Она рассказывала, а Серафим Петрович думал: в каждой жизни действует один и тот же закон: что посеешь, то и пожнешь. Но не все сеют. Кому-то жатва кажется очень отдаленной, почти нереальной, что и трудов для нее жалко. А кому-то охота посеять чужими руками, и, бывает, удается, но жать в таком случае тоже нечего. Капитолина Сергеевна сеяла изо дня в день. Растила детей, заботилась о старой больной матери. Не щадила себя в работе. Сын после восьмого класса пошел в ПТУ, выучился на слесаря, потом заочно закончил политехнический институт.
«А Леночка с первого захода поступила в медицинский институт. Сейчас уже врач». О муже вспоминала без злобы. «Приезжал раза четыре или пять. В первый раз — разводиться. Тогда я плакала, больше от стыда перед людьми, чем из-за того, что бросает. Потом мириться приезжал. Потом просто так: не знал, куда девать себя. Откупились мы от него. Сын уже работал, дали бывшему папаше триста рублей — он навсегда и уехал».
Все разговорились — откровенно, словно только и ждали повода для такого разговора. Подал сигнал к общению, а надо ли было? Легче ли, лучше будет женщинам после того, как выплеснули свою жизнь, дали поглядеть на нее другим? Сам он вернулся в свою комнату после этой прогулки опустошенным. Рассказать все о себе он не мог. Жизнь его была разбита на неравные, мало похожие друг на друга куски, которые связывались только его присутствием, но отнюдь не единым сюжетом. Он рассказал о жене и постарался объяснить, почему они расстались. «Молоды были. Что муж и жена две половины, до понимания этого надо дожить. В молодости постичь это почти невозможно. В молодости мир не фокусируется на одном человеке. Это бывает только при большой любви. А любовь к человеку приходит такая, каков он сам. Выходит, я не был большим человеком».
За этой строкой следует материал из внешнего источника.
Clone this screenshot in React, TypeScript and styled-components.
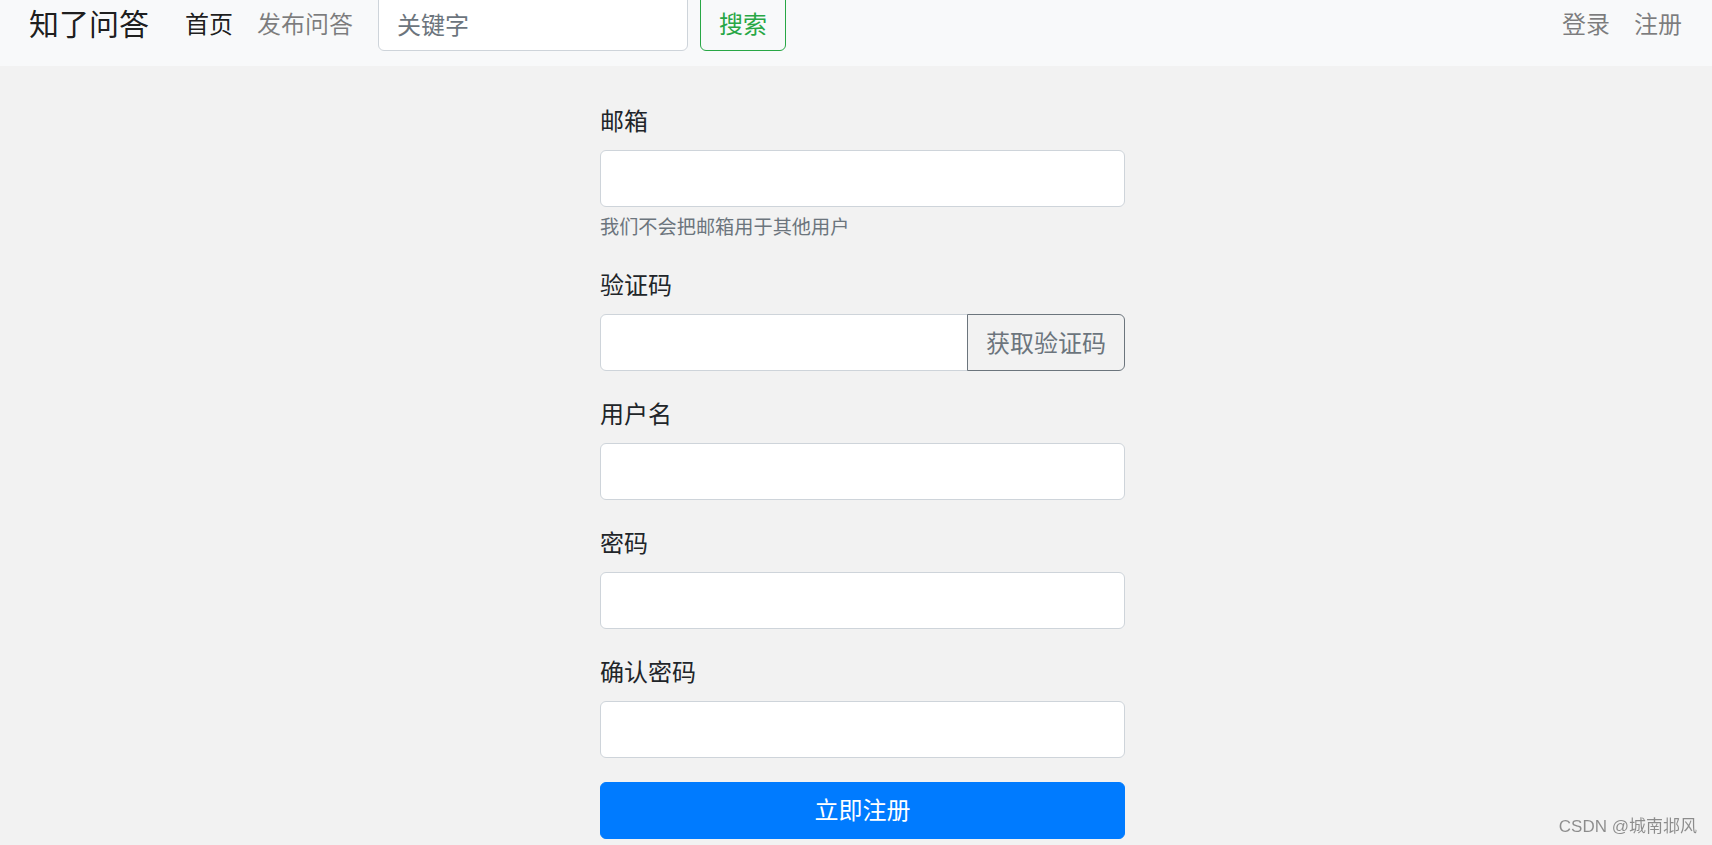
import React from "react";
import styled, { createGlobalStyle } from "styled-components";

const GlobalStyle = createGlobalStyle`
	html, body {
		margin: 0;
		padding: 0;
		height: 100%;
		overflow: hidden;
		background: #f2f2f2;
	}
	body {
		font-family: "Liberation Sans", "Noto Sans CJK SC", sans-serif;
		font-size: 24px;
		line-height: 1.5;
		color: #212529;
	}
	* {
		box-sizing: border-box;
	}
`;

const Navbar = styled.nav`
	height: 66px;
	overflow: hidden;
	background: #f8f9fa;
	display: flex;
	align-items: flex-end;
	padding: 0 18px 15px 29px;
`;

const NavRow = styled.div`
	flex: 1;
	height: 57px;
	display: flex;
	align-items: center;
`;

const Brand = styled.a`
	padding-top: 4px;
	font-size: 30px;
	line-height: 1.5;
	color: rgba(0, 0, 0, 0.9);
	margin-right: 24px;
	white-space: nowrap;
`;

const NavLink = styled.a<{ $active?: boolean }>`
	padding: 4px 12px 0;
	font-size: 24px;
	white-space: nowrap;
	color: ${(p) => (p.$active ? "rgba(0, 0, 0, 0.9)" : "rgba(0, 0, 0, 0.5)")};
`;

const SearchForm = styled.form`
	display: flex;
	align-items: center;
	margin-left: 13px;
	height: 100%;
`;

const SearchInput = styled.input`
	width: 310px;
	height: 57px;
	padding: 12px 18px 6px;
	font: inherit;
	font-size: 24px;
	color: #495057;
	background: #fff;
	border: 1px solid #ced4da;
	border-radius: 6px;
	outline: none;
	&::placeholder {
		color: #6c757d;
	}
`;

const SearchButton = styled.button`
	margin-left: 12px;
	height: 57px;
	padding: 4px 18px 0;
	font: inherit;
	font-size: 24px;
	color: #28a745;
	background: transparent;
	border: 1px solid #28a745;
	border-radius: 6px;
`;

const NavRight = styled.div`
	margin-left: auto;
	display: flex;
	align-items: center;
`;

const Main = styled.main`
	display: flex;
	justify-content: center;
	padding: 36px 0 0 13px;
`;

const Form = styled.form`
	width: 525px;
`;

const FormGroup = styled.div`
	margin-bottom: 24px;
`;

const Label = styled.label`
	display: block;
	padding-top: 2px;
	margin-bottom: 10px;
	font-size: 24px;
	line-height: 36px;
	color: #212529;
`;

const Input = styled.input<{ $grouped?: boolean }>`
	display: block;
	width: 100%;
	height: 57px;
	padding: 9px 18px;
	font: inherit;
	font-size: 24px;
	color: #495057;
	background: #fff;
	border: 1px solid #ced4da;
	border-radius: ${(p) => (p.$grouped ? "6px 0 0 6px" : "6px")};
	outline: none;
`;

const Help = styled.small`
	display: block;
	margin-top: 8px;
	font-size: 19.2px;
	line-height: 26.8px;
	color: #6c757d;
`;

const InputGroup = styled.div`
	display: flex;
	align-items: stretch;
`;

const AppendButton = styled.button`
	flex: none;
	margin-left: -1px;
	height: 57px;
	padding: 3px 18px 0;
	font: inherit;
	font-size: 24px;
	white-space: nowrap;
	color: #6c757d;
	background: transparent;
	border: 1px solid #6c757d;
	border-radius: 0 6px 6px 0;
`;

const SubmitButton = styled.button`
	display: block;
	width: 100%;
	height: 57px;
	padding-top: 3px;
	font: inherit;
	font-size: 24px;
	color: #fff;
	background: #007bff;
	border: 1px solid #007bff;
	border-radius: 6px;
`;

const Watermark = styled.div`
	position: fixed;
	right: 15px;
	bottom: 7px;
	font-family: "Liberation Sans", "Noto Sans CJK SC", sans-serif;
	font-size: 17px;
	line-height: 1.3;
	color: rgba(0, 0, 0, 0.42);
	pointer-events: none;
`;

const fields = [
	{ label: "用户名", type: "text" },
	{ label: "密码", type: "password" },
	{ label: "确认密码", type: "password" },
];

export default function App() {
	return (
		<>
			<GlobalStyle />
			<Navbar>
				<NavRow>
					<Brand>知了问答</Brand>
					<NavLink $active>首页</NavLink>
					<NavLink>发布问答</NavLink>
					<SearchForm onSubmit={(e) => e.preventDefault()}>
						<SearchInput placeholder="关键字" />
						<SearchButton type="submit">搜索</SearchButton>
					</SearchForm>
					<NavRight>
						<NavLink>登录</NavLink>
						<NavLink>注册</NavLink>
					</NavRight>
				</NavRow>
			</Navbar>
			<Main>
				<Form onSubmit={(e) => e.preventDefault()}>
					<FormGroup>
						<Label>邮箱</Label>
						<Input type="email" />
						<Help>我们不会把邮箱用于其他用户</Help>
					</FormGroup>
					<FormGroup>
						<Label>验证码</Label>
						<InputGroup>
							<Input type="text" $grouped />
							<AppendButton type="button">获取验证码</AppendButton>
						</InputGroup>
					</FormGroup>
					{fields.map((f) => (
						<FormGroup key={f.label}>
							<Label>{f.label}</Label>
							<Input type={f.type} />
						</FormGroup>
					))}
					<SubmitButton type="submit">立即注册</SubmitButton>
				</Form>
			</Main>
			<Watermark>CSDN @城南邶风</Watermark>
		</>
	);
}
Он увидел, что женщины его понимают и даже довольны, что он говорит вот так, не очень конкретно.
— А «Гранатовый браслет»? — спросила «диетсестра». — Помните? Человек там маленький, а любовь — больше и быть не может.
Он не пощадил классика: сколько десятилетий люди зачитываются этой историей и не понимают, как она их унижает. Бедный безответно любит богатую. Причем ни за что — за красоту. Постарались писатели и художники всех веков и народов — воспели красоту. А ее разоблачить бы не грех. Сколько горя, трагедий избежало бы человечество, помоги ему кто по-настоящему разобраться, что красиво и кто красив на этой земле.